━━━━━ Data section ━━━━━
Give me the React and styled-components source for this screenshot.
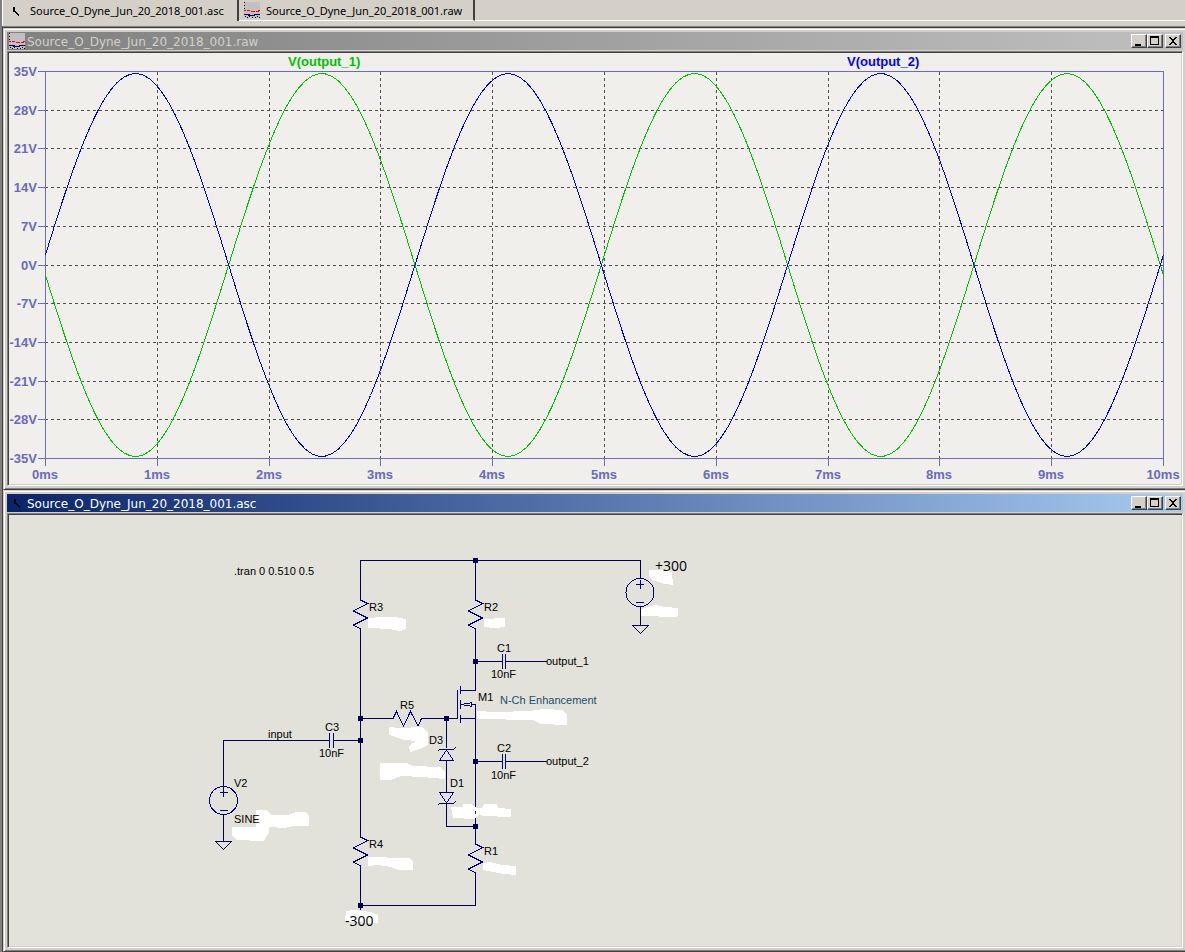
import styled, { createGlobalStyle } from 'styled-components';

const GlobalStyle = createGlobalStyle`
  * {
    box-sizing: border-box;
  }

  body {
    margin: 0;
    background-color: #d4d0c8;
  }
`;

const Shell = styled.div`
  display: flex;
  flex-direction: column;
  min-height: 100vh;
  overflow: hidden;
  border-left: 2px solid #808080;
  background-color: #d4d0c8;
`;

const TabBar = styled.div`
  display: flex;
  height: 26px;
  border-left: 1px solid #fff;
`;

const Tab = styled.button`
  display: flex;
  align-items: center;
  gap: 6px;
  height: 21px;
  min-width: 236px;
  padding: 0 5px;
  border: 0;
  border-right: 2px solid #404040;
  border-bottom: ${(props) => (props.$active ? '0' : '1px solid #fff')};
  background-color: #d4d0c8;
  color: #000;
  font: 11px 'Noto Sans', sans-serif;
  white-space: nowrap;
`;

const TabRest = styled.div`
  flex: 1;
  height: 21px;
  border-bottom: 1px solid #fff;
`;

const Workspace = styled.main`
  flex: 1;
  display: flex;
  flex-direction: column;
  border-left: 1px solid #404040;
  border-top: 1px solid #808080;
  box-shadow: inset 0 1px #404040;
  padding-top: 1px;
`;

const Window = styled.section`
  border: 1px solid #d4d0c8;
  border-bottom-color: #404040;
  border-right: 0;
  box-shadow: inset 1px 1px #fff, inset 0 -1px #808080;
  padding: 3px 2px 3px 3px;
`;

const TitleBar = styled.header`
  display: flex;
  align-items: center;
  height: 18px;
  margin-bottom: 1px;
  padding: 0 2px;
  gap: 2px;
  color: ${(props) => (props.$active ? '#fff' : '#d4d0c8')};
  background: ${(props) =>
    props.$active
      ? 'linear-gradient(90deg, #0a246a, #a6caf0)'
      : 'linear-gradient(90deg, #808080, #c0c0c0)'};
`;

const Title = styled.h2`
  flex: 1;
  margin: 0;
  padding-top: 2px;
  font: 12px 'DejaVu Sans', sans-serif;
  white-space: nowrap;
`;

const Controls = styled.div`
  display: flex;

  & > button:last-child {
    margin-left: 2px;
  }
`;

const ControlButton = styled.button`
  display: flex;
  width: 16px;
  height: 14px;
  padding: 0;
  border: 1px solid;
  border-color: #fff #404040 #404040 #fff;
  box-shadow: inset -1px -1px #808080;
  background-color: #d4d0c8;
`;

const Client = styled.div`
  border: 1px solid;
  border-color: #808080 #fff #fff #808080;
  box-shadow: inset 1px 1px #404040, inset -1px -1px #d4d0c8;
  padding: 1px;
`;

const Drawing = styled.svg`
  display: block;
  width: 100%;
  height: auto;
  background-color: ${(props) => props.$bg};
`;

const AxisText = styled.text`
  font: bold 13px 'Liberation Sans', Arial, sans-serif;
  fill: ${(props) => props.$color || '#6a6abe'};
`;

const PartText = styled.text`
  font: 11px 'Liberation Sans', Arial, sans-serif;
  fill: ${(props) => props.$color || '#000'};
`;

const SupplyText = styled.text`
  font: 14px 'Open Sans', sans-serif;
  fill: #000;
`;

function SchematicIcon() {
  return (
    <svg width="16" height="16" viewBox="0 0 16 16" shapeRendering="crispEdges" aria-hidden="true">
      <path d="M5 4h2v5h-2zM7 8h1v2h-1zM8 9h1v2h-1zM9 10h1v2h-1zM10 11h1v2h-1z" fill="#000" />
    </svg>
  );
}

function WaveIcon() {
  return (
    <svg width="16" height="16" viewBox="0 0 16 16" shapeRendering="crispEdges" aria-hidden="true">
      <path d="M0 0h16v16h-16z" fill="#c0c0c0" />
      <path d="M0 8h2v1h-2zM3 8h3v1h-3zM7 9h4v1h-4zM12 9h3v1h-3zM14 8h2v1h-2z" fill="#f00" />
      <path d="M0 12h6v1h-6zM4 13h7v1h-7zM10 12h6v1h-6z" fill="#000080" />
      <path
        d="M0 0h1v1h-1zM0 3h1v1h-1zM0 6h1v1h-1zM1 14h1v1h-1zM3 15h1v1h-1zM5 14h1v1h-1zM8 15h1v1h-1zM11 15h1v1h-1zM13 14h1v1h-1zM15 15h1v1h-1z"
        fill="#000"
      />
    </svg>
  );
}

function WindowControls() {
  return (
    <Controls>
      <ControlButton aria-label="Minimize">
        <svg width="14" height="12" shapeRendering="crispEdges">
          <path d="M3 9h6v2h-6z" />
        </svg>
      </ControlButton>
      <ControlButton aria-label="Maximize">
        <svg width="14" height="12" shapeRendering="crispEdges">
          <path d="M2 1h9v9h-9zM3 3v6h7v-6z" fillRule="evenodd" />
        </svg>
      </ControlButton>
      <ControlButton aria-label="Close">
        <svg width="14" height="12" shapeRendering="crispEdges">
          <path d="M3 2h2v1h1v1h2v-1h1v-1h2v1h-1v1h-1v1h-1v2h1v1h1v1h1v1h-2v-1h-1v-1h-2v1h-1v1h-2v-1h1v-1h1v-1h1v-2h-1v-1h-1v-1h-1z" />
        </svg>
      </ControlButton>
    </Controls>
  );
}

const PLOT = { left: 45, right: 1163, top: 71, bottom: 458 };
const ticks = Array.from({ length: 11 }, (_, i) => i);
const tickX = (i) => Math.round(PLOT.left + i * 111.8) + 0.5;
const tickY = (i) => Math.round(PLOT.top + i * 38.7) + 0.5;

function wave(sign) {
  const points = [];
  for (let x = PLOT.left; x <= PLOT.right; x += 6.5) {
    const y = 265 - sign * 191.5 * Math.sin((2 * Math.PI * (x - 41.8)) / 372.67);
    points.push(`${x + 0.5},${y.toFixed(1)}`);
  }
  return points.join(' ');
}

function Plot() {
  return (
    <Drawing viewBox="9 53 1172 431" $bg="#f0efeb" role="img" aria-label="Output waveforms">
      <g shapeRendering="crispEdges" fill="none">
        <g stroke="#505050" strokeDasharray="3 3">
          {ticks.slice(1, 10).map((i) => (
            <path key={i} d={`M${tickX(i)} 72V458M45 ${tickY(i)}H1163`} />
          ))}
        </g>
        <path d="M45.5 71.5H1163.5V458.5H45.5z" stroke="#6a6abe" />
        <g stroke="#6a6abe">
          {ticks.map((i) => (
            <path key={i} d={`M${tickX(i)} 458V466M38 ${tickY(i)}H45`} />
          ))}
        </g>
        <polyline points={wave(-1)} stroke="#00c000" />
        <polyline points={wave(1)} stroke="#0000e6" />
      </g>
      {ticks.map((i) => (
        <AxisText key={i} x="37" y={tickY(i) + 4.5} textAnchor="end">
          {`${35 - i * 7}V`}
        </AxisText>
      ))}
      {ticks.map((i) => (
        <AxisText key={i} x={tickX(i) - 0.5} y="479" textAnchor="middle">
          {`${i}ms`}
        </AxisText>
      ))}
      <AxisText x="288" y="66" $color="#00c000">V(output_1)</AxisText>
      <AxisText x="847" y="66" $color="#0000ff">V(output_2)</AxisText>
    </Drawing>
  );
}

const wires = [
  'M360.5 600V560.5H640.5V578',
  'M360.5 629V837M360.5 866V910M360 905.5H475.5V873',
  'M475.5 560V600M475.5 629V690.5M475.5 704V844',
  'M475 661.5H502M506 661.5H547M475 761.5H502M506 761.5H547',
  'M360 718.5H393M421 718.5H457M446.5 718V748M446.5 761V792M446.5 804V826.5H475',
  'M223.5 787V740.5H329M334 740.5H360M223.5 814V841M640.5 606V625',
  'M215.5 841.5H231.5L223.5 849.5zM632.5 625.5H648.5L640.5 633.5z'
];

const zigzag = 'l7 3.5l-14 7.5l14 7l-14 7l7 4';

const symbols = [
  `M360.5 600${zigzag}M475.5 600${zigzag}M360.5 837${zigzag}M475.5 844${zigzag}`,
  'M393 718.5L396.5 711.5L403.5 726L410.5 711.5L418 726L421.5 718.5',
  'M502.5 654V669M505.5 654V669M502.5 754V769M505.5 754V769M329.5 733V748M333.5 733V748',
  'M457.5 690V719M460.5 686V694M460.5 700V709M460.5 715V723M460 690.5H475M460 718.5H475',
  'M461 704.5H463L465 703.5H469L471.5 702.5V706.5L469 705.5H465L463 704.5M472 704.5H475',
  'M437.5 751.5L439.5 749.5H453.5L455.5 747.5M446.5 750L439.5 760.5H453.5z',
  'M439.5 792.5H453.5L446.5 803zM437.5 805.5L439.5 803.5H453.5L455.5 801.5',
  'M220 792.5H228M223.5 787V797M220 810.5H228M636 584.5H644M640.5 580V589M636 602.5H644'
];

const junctions = [
  [475, 560],
  [475, 661],
  [360, 718],
  [446, 718],
  [360, 740],
  [475, 761],
  [475, 826],
  [360, 905]
];

const blanks = [
  '368,618 382,617 395,617 406,619 406,629 401,631 393,630 391,629 368,628',
  '484,619 505,618 505,627 494,628 484,627',
  '649,570 660,570 672,572 673,585 665,584 652,580 649,577',
  '641,609 655,605 665,607 678,608 678,616 676,617 641,616',
  '477,711 494,712 532,711 534,710 545,709 562,710 567,715 567,725 541,724 533,720 477,719',
  '389,727 400,728 422,727 428,733 428,745 422,748 410,752 409,746 416,741 405,740 389,735',
  '380,763 407,763 413,766 440,767 445,771 445,779 422,777 401,776 391,780 380,780',
  '451,807 463,807 463,804 471,804 477,808 482,808 484,804 497,804 498,808 511,809 511,817 483,816 479,814 474,819 453,818',
  '368,857 383,857 390,858 409,858 413,862 413,870 398,870 391,867 378,865 368,866',
  '483,863 490,862 502,865 516,866 516,875 503,874 483,870',
  '346,911 354,910 371,912 378,915 378,923 345,922',
  '256,810 266,810 272,815 288,815 296,812 306,812 309,816 309,826 293,826 285,828 269,827 269,832 264,841 236,840 232,835 232,827 256,827'
];

const partLabels = [
  [234, 575, '.tran 0 0.510 0.5'],
  [369, 611, 'R3'],
  [484, 611, 'R2'],
  [497, 652, 'C1'],
  [491, 678, '10nF'],
  [546, 665, 'output_1'],
  [478, 701, 'M1'],
  [400, 709, 'R5'],
  [429, 744, 'D3'],
  [450, 787, 'D1'],
  [497, 752, 'C2'],
  [491, 779, '10nF'],
  [546, 765, 'output_2'],
  [369, 848, 'R4'],
  [484, 855, 'R1'],
  [325, 731, 'C3'],
  [319, 757, '10nF'],
  [268, 738, 'input'],
  [234, 787, 'V2'],
  [234, 823, 'SINE']
];

function Schematic() {
  return (
    <Drawing viewBox="9 515 1172 431" $bg="#e2e2da" role="img" aria-label="Amplifier schematic">
      <g fill="none" shapeRendering="crispEdges">
        <path d={symbols.join('')} stroke="#000080" />
        <circle cx="223.5" cy="800.5" r="14" stroke="#000080" />
        <circle cx="640" cy="592.5" r="14" stroke="#000080" />
        <path d={wires.join('')} stroke="#000058" />
      </g>
      {junctions.map(([x, y]) => (
        <rect key={`${x}-${y}`} x={x - 2} y={y - 2} width="5" height="5" fill="#000050" />
      ))}
      <g fill="#fff" shapeRendering="crispEdges">
        {blanks.map((points) => (
          <polygon key={points} points={points} />
        ))}
      </g>
      <rect x="475" y="811" width="1" height="3" fill="#302018" />
      {partLabels.map(([x, y, label]) => (
        <PartText key={`${x}-${y}`} x={x} y={y}>
          {label}
        </PartText>
      ))}
      <PartText x="500" y="704" $color="#14506e">N-Ch Enhancement</PartText>
      <SupplyText x="655" y="571">+300</SupplyText>
      <SupplyText x="345" y="926">-300</SupplyText>
    </Drawing>
  );
}

function App() {
  return (
    <>
      <GlobalStyle />
      <Shell>
        <TabBar>
          <Tab $active>
            <SchematicIcon />
            Source_O_Dyne_Jun_20_2018_001.asc
          </Tab>
          <Tab>
            <WaveIcon />
            Source_O_Dyne_Jun_20_2018_001.raw
          </Tab>
          <TabRest />
        </TabBar>
        <Workspace>
          <Window>
            <TitleBar>
              <WaveIcon />
              <Title>Source_O_Dyne_Jun_20_2018_001.raw</Title>
              <WindowControls />
            </TitleBar>
            <Client>
              <Plot />
            </Client>
          </Window>
          <Window>
            <TitleBar $active>
              <SchematicIcon />
              <Title>Source_O_Dyne_Jun_20_2018_001.asc</Title>
              <WindowControls />
            </TitleBar>
            <Client>
              <Schematic />
            </Client>
          </Window>
        </Workspace>
      </Shell>
    </>
  );
}

export default App;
━━━━━
### Exercise directions:
Within the data above, pick out all lines holding the word "components".

### Answer in full:
Give me the React and styled-components source for this screenshot.
import styled, { createGlobalStyle } from 'styled-components';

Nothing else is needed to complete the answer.